- [Set task]:
Pictures stay out of the copy; set down each line of the listing below exactly.

- [Information supplied]:
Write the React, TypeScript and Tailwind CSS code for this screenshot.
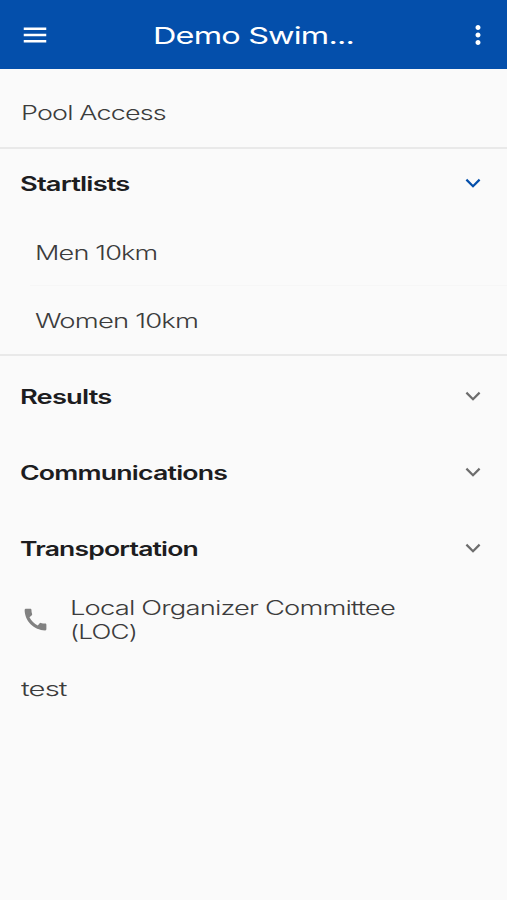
import { useState } from "react";
import { MdCall, MdMenu, MdMoreVert } from "react-icons/md";
import { clsx } from "clsx";

interface Section {
  title: string;
  stretch: string;
  items?: { label: string; stretch: string }[];
}

const startlists: Section = {
  title: "Startlists",
  stretch: "scale-x-[1.4]",
  items: [
    { label: "Men 10km", stretch: "scale-x-[1.39]" },
    { label: "Women 10km", stretch: "scale-x-[1.41]" }
  ]
};

const sections: Section[] = [
  { title: "Results", stretch: "scale-x-[1.4]" },
  { title: "Communications", stretch: "scale-x-[1.37]" },
  { title: "Transportation", stretch: "scale-x-[1.36]" }
];

function Wide({ children, className }: { children: string; className: string }) {
  return <span className={clsx("inline-block origin-left whitespace-nowrap tracking-[-0.6px]", className)}>{children}</span>;
}

function Chevron({ className }: { className: string }) {
  return (
    <svg className={clsx("mb-[3px] w-4 h-4 shrink-0", className)} viewBox="0 0 16 16" fill="none" stroke="currentColor" strokeWidth={2.2}>
      <path d="M1.4 4.6L8 11.2L14.6 4.6" />
    </svg>
  );
}

function SectionHeader({ section, open, onClick, className }: { section: Section; open?: boolean; onClick?: () => void; className: string }) {
  return (
    <button onClick={onClick} className={clsx("flex w-full items-center justify-between pl-[20px] pr-[26px] font-semibold text-[#1d1d1f]", className)}>
      <Wide className={section.stretch}>{section.title}</Wide>
      <Chevron className={open ? "text-[#044fab]" : "text-[#6d6d6d]"} />
    </button>
  );
}

export default function App() {
  const [open, setOpen] = useState(true);

  return (
    <div className="flex min-h-[900px] w-full flex-col bg-[#fafafa] font-['Inter',sans-serif] text-[19.5px] leading-6 text-[#3c3c3c]">
      <header className="flex h-[69px] items-center bg-[#044fab] text-white">
        <button className="ml-[20px]" aria-label="Menu">
          <MdMenu className="h-[30px] w-[30px]" />
        </button>
        <h1 className="ml-[103px] flex-1 pt-0.5 text-[23.5px] leading-8">
          <Wide className="scale-x-[1.38]">Demo Swim...</Wide>
        </h1>
        <button className="mr-[14px]" aria-label="More">
          <MdMoreVert className="h-[30px] w-[30px]" />
        </button>
      </header>

      <nav className="flex flex-col">
        <div className="flex h-[80px] items-center border-b-2 border-[#e9e9e9] pl-[21px] pt-[9px] font-light">
          <Wide className="scale-x-[1.38]">Pool Access</Wide>
        </div>

        <div className="border-b-2 border-[#e9e9e9]">
          <SectionHeader section={startlists} open={open} onClick={() => setOpen(!open)} className="h-[69px] pt-px" />
          {open && (
            <ul className="ml-[30px] divide-y divide-[#f6f6f6] font-light">
              {startlists.items?.map((item) => (
                <li key={item.label} className="flex h-[68px] items-center pl-[5px] pt-0.5">
                  <Wide className={item.stretch}>{item.label}</Wide>
                </li>
              ))}
            </ul>
          )}
        </div>

        <div className="pt-[3px]">
          {sections.map((section) => (
            <SectionHeader key={section.title} section={section} className="h-[76px]" />
          ))}
        </div>

        <a className="flex h-[66px] items-center pl-[20.5px] font-light">
          <MdCall className="mb-0.5 mr-[20px] h-[29px] w-[29px] text-[#818181]" />
          <span className="flex flex-col">
            <Wide className="scale-x-[1.404]">Local Organizer Committee</Wide>
            <Wide className="scale-x-[1.34]">(LOC)</Wide>
          </span>
        </a>
        <div className="flex h-[72px] items-center pl-[20.5px] font-light">
          <Wide className="scale-x-[1.5]">test</Wide>
        </div>
      </nav>
    </div>
  );
}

- [Worked solution]:
Write the React, TypeScript and Tailwind CSS code for this screenshot.
import { useState } from "react";
import { MdCall, MdMenu, MdMoreVert } from "react-icons/md";
import { clsx } from "clsx";

interface Section {
  title: string;
  stretch: string;
  items?: { label: string; stretch: string }[];
}

const startlists: Section = {
  title: "Startlists",
  stretch: "scale-x-[1.4]",
  items: [
    { label: "Men 10km", stretch: "scale-x-[1.39]" },
    { label: "Women 10km", stretch: "scale-x-[1.41]" }
  ]
};

const sections: Section[] = [
  { title: "Results", stretch: "scale-x-[1.4]" },
  { title: "Communications", stretch: "scale-x-[1.37]" },
  { title: "Transportation", stretch: "scale-x-[1.36]" }
];

function Wide({ children, className }: { children: string; className: string }) {
  return <span className={clsx("inline-block origin-left whitespace-nowrap tracking-[-0.6px]", className)}>{children}</span>;
}

function Chevron({ className }: { className: string }) {
  return (
    <svg className={clsx("mb-[3px] w-4 h-4 shrink-0", className)} viewBox="0 0 16 16" fill="none" stroke="currentColor" strokeWidth={2.2}>
      <path d="M1.4 4.6L8 11.2L14.6 4.6" />
    </svg>
  );
}

function SectionHeader({ section, open, onClick, className }: { section: Section; open?: boolean; onClick?: () => void; className: string }) {
  return (
    <button onClick={onClick} className={clsx("flex w-full items-center justify-between pl-[20px] pr-[26px] font-semibold text-[#1d1d1f]", className)}>
      <Wide className={section.stretch}>{section.title}</Wide>
      <Chevron className={open ? "text-[#044fab]" : "text-[#6d6d6d]"} />
    </button>
  );
}

export default function App() {
  const [open, setOpen] = useState(true);

  return (
    <div className="flex min-h-[900px] w-full flex-col bg-[#fafafa] font-['Inter',sans-serif] text-[19.5px] leading-6 text-[#3c3c3c]">
      <header className="flex h-[69px] items-center bg-[#044fab] text-white">
        <button className="ml-[20px]" aria-label="Menu">
          <MdMenu className="h-[30px] w-[30px]" />
        </button>
        <h1 className="ml-[103px] flex-1 pt-0.5 text-[23.5px] leading-8">
          <Wide className="scale-x-[1.38]">Demo Swim...</Wide>
        </h1>
        <button className="mr-[14px]" aria-label="More">
          <MdMoreVert className="h-[30px] w-[30px]" />
        </button>
      </header>

      <nav className="flex flex-col">
        <div className="flex h-[80px] items-center border-b-2 border-[#e9e9e9] pl-[21px] pt-[9px] font-light">
          <Wide className="scale-x-[1.38]">Pool Access</Wide>
        </div>

        <div className="border-b-2 border-[#e9e9e9]">
          <SectionHeader section={startlists} open={open} onClick={() => setOpen(!open)} className="h-[69px] pt-px" />
          {open && (
            <ul className="ml-[30px] divide-y divide-[#f6f6f6] font-light">
              {startlists.items?.map((item) => (
                <li key={item.label} className="flex h-[68px] items-center pl-[5px] pt-0.5">
                  <Wide className={item.stretch}>{item.label}</Wide>
                </li>
              ))}
            </ul>
          )}
        </div>

        <div className="pt-[3px]">
          {sections.map((section) => (
            <SectionHeader key={section.title} section={section} className="h-[76px]" />
          ))}
        </div>

        <a className="flex h-[66px] items-center pl-[20.5px] font-light">
          <MdCall className="mb-0.5 mr-[20px] h-[29px] w-[29px] text-[#818181]" />
          <span className="flex flex-col">
            <Wide className="scale-x-[1.404]">Local Organizer Committee</Wide>
            <Wide className="scale-x-[1.34]">(LOC)</Wide>
          </span>
        </a>
        <div className="flex h-[72px] items-center pl-[20.5px] font-light">
          <Wide className="scale-x-[1.5]">test</Wide>
        </div>
      </nav>
    </div>
  );
}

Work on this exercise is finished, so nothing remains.